DIRECTIVE: For each line in the data below that holds "page", return a copy.

INFORMATION GIVEN:

-- -- --

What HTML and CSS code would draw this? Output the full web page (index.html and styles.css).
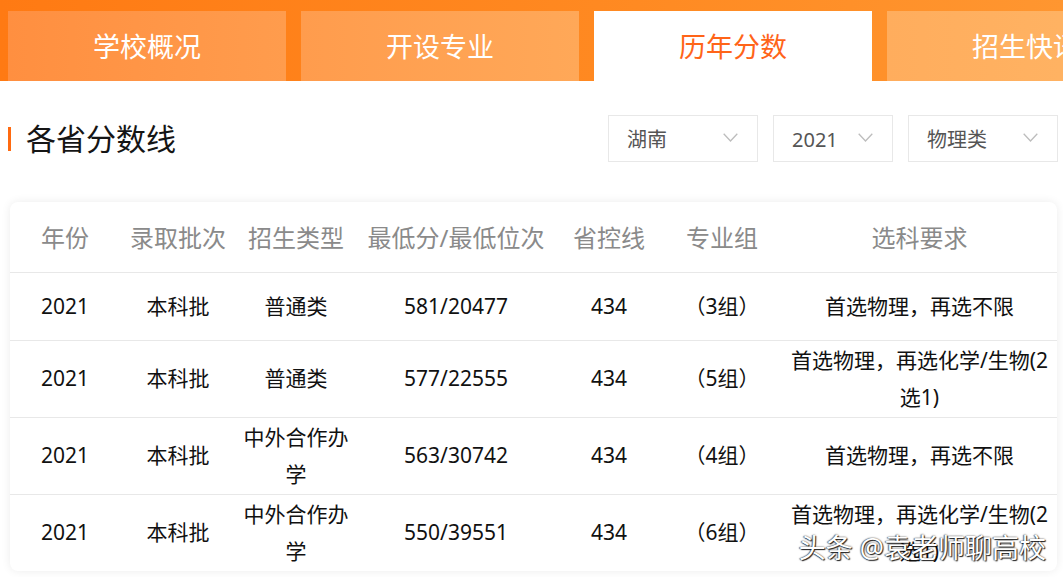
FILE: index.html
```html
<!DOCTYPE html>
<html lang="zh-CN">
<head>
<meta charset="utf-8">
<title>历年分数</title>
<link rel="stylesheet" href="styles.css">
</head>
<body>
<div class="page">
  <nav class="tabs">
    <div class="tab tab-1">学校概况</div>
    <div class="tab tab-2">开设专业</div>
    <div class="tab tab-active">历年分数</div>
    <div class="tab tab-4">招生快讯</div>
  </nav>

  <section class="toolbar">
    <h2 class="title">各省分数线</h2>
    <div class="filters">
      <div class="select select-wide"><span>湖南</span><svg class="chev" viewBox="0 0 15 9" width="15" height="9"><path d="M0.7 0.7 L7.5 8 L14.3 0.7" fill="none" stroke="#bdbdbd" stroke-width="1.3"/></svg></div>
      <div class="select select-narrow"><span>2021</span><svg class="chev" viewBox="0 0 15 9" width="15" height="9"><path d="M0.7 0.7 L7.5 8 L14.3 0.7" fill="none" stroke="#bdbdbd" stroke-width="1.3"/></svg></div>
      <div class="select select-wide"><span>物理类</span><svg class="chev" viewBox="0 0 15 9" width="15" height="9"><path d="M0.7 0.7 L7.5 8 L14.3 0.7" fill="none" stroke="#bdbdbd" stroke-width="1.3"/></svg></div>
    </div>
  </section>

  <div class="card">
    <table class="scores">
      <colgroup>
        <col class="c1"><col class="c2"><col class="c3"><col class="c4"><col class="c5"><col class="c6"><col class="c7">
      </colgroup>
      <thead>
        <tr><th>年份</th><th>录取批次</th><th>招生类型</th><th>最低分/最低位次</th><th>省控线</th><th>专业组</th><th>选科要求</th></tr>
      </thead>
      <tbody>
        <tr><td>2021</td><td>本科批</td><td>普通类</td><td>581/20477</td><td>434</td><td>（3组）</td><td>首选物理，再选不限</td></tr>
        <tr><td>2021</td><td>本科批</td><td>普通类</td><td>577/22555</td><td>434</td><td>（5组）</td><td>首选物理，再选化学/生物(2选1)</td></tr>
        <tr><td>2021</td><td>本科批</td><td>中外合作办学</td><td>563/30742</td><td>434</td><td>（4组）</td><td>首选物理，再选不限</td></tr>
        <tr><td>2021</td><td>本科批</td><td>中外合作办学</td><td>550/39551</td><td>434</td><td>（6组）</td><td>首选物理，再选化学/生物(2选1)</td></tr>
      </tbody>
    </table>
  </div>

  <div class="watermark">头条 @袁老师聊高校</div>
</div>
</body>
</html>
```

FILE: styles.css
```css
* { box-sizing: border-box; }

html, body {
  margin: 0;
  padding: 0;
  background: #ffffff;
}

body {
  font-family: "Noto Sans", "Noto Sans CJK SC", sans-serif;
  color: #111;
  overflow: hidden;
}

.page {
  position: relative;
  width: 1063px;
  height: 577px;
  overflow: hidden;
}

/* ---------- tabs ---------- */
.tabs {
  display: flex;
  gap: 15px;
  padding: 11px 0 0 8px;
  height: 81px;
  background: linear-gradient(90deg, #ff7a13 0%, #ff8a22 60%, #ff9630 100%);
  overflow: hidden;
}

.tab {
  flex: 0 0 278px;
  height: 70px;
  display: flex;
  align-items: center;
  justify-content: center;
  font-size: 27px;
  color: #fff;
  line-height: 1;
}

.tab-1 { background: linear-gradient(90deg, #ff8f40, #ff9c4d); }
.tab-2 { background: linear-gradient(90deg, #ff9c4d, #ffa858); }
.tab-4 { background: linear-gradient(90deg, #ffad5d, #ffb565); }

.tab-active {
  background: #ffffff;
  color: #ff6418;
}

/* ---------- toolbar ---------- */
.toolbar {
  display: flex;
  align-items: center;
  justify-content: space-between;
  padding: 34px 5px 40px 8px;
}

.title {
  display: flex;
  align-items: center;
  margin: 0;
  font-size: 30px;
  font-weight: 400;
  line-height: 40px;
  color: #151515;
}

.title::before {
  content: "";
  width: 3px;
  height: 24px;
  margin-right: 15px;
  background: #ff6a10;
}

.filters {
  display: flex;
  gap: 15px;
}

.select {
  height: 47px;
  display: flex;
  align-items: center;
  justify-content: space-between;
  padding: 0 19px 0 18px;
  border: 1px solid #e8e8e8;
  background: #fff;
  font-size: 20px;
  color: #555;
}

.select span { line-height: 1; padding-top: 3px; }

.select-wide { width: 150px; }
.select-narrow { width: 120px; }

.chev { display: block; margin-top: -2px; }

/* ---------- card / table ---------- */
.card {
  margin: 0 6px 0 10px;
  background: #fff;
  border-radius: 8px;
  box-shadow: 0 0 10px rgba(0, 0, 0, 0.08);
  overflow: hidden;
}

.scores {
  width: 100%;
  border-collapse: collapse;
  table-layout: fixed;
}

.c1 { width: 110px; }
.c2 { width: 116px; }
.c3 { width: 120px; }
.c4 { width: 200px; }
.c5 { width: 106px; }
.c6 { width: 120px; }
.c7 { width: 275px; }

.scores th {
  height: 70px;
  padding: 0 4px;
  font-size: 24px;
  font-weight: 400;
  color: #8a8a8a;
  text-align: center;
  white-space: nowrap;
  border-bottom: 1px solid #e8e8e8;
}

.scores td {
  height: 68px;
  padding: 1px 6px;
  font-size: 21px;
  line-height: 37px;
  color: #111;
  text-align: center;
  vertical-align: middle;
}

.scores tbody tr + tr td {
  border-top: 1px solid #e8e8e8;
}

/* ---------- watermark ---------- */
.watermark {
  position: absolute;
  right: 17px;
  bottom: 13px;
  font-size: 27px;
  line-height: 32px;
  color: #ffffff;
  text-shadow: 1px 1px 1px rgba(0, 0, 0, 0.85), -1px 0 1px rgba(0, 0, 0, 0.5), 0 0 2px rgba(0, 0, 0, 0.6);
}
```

-- -- --

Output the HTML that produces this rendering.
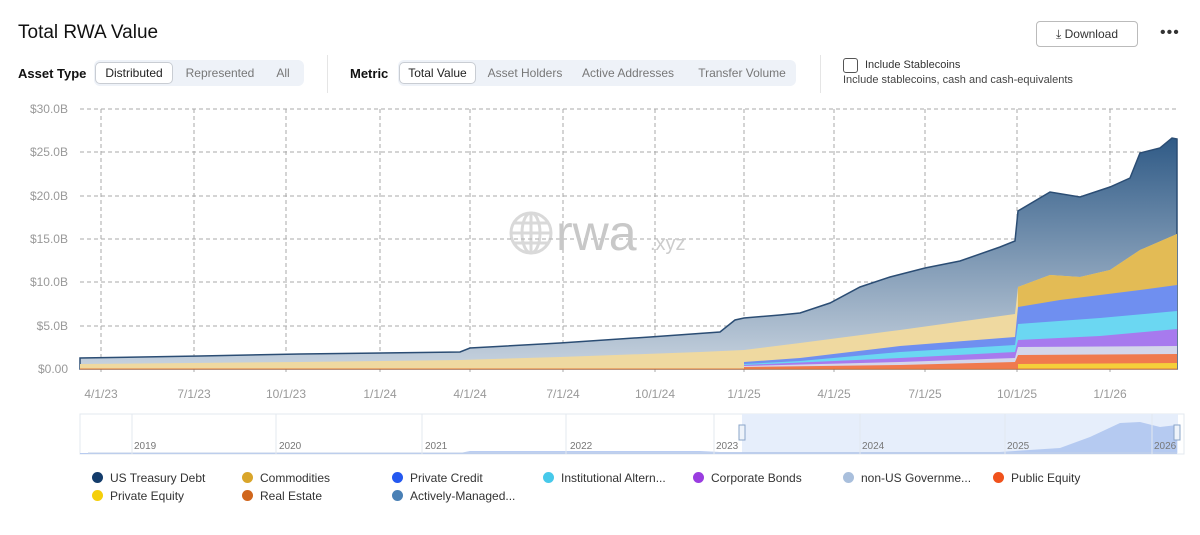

-- -- --

SOLUTION TO THIS EXERCISE:
What HTML and CSS code would draw this? Output the full web page (index.html and styles.css).
<div class="page">
.page {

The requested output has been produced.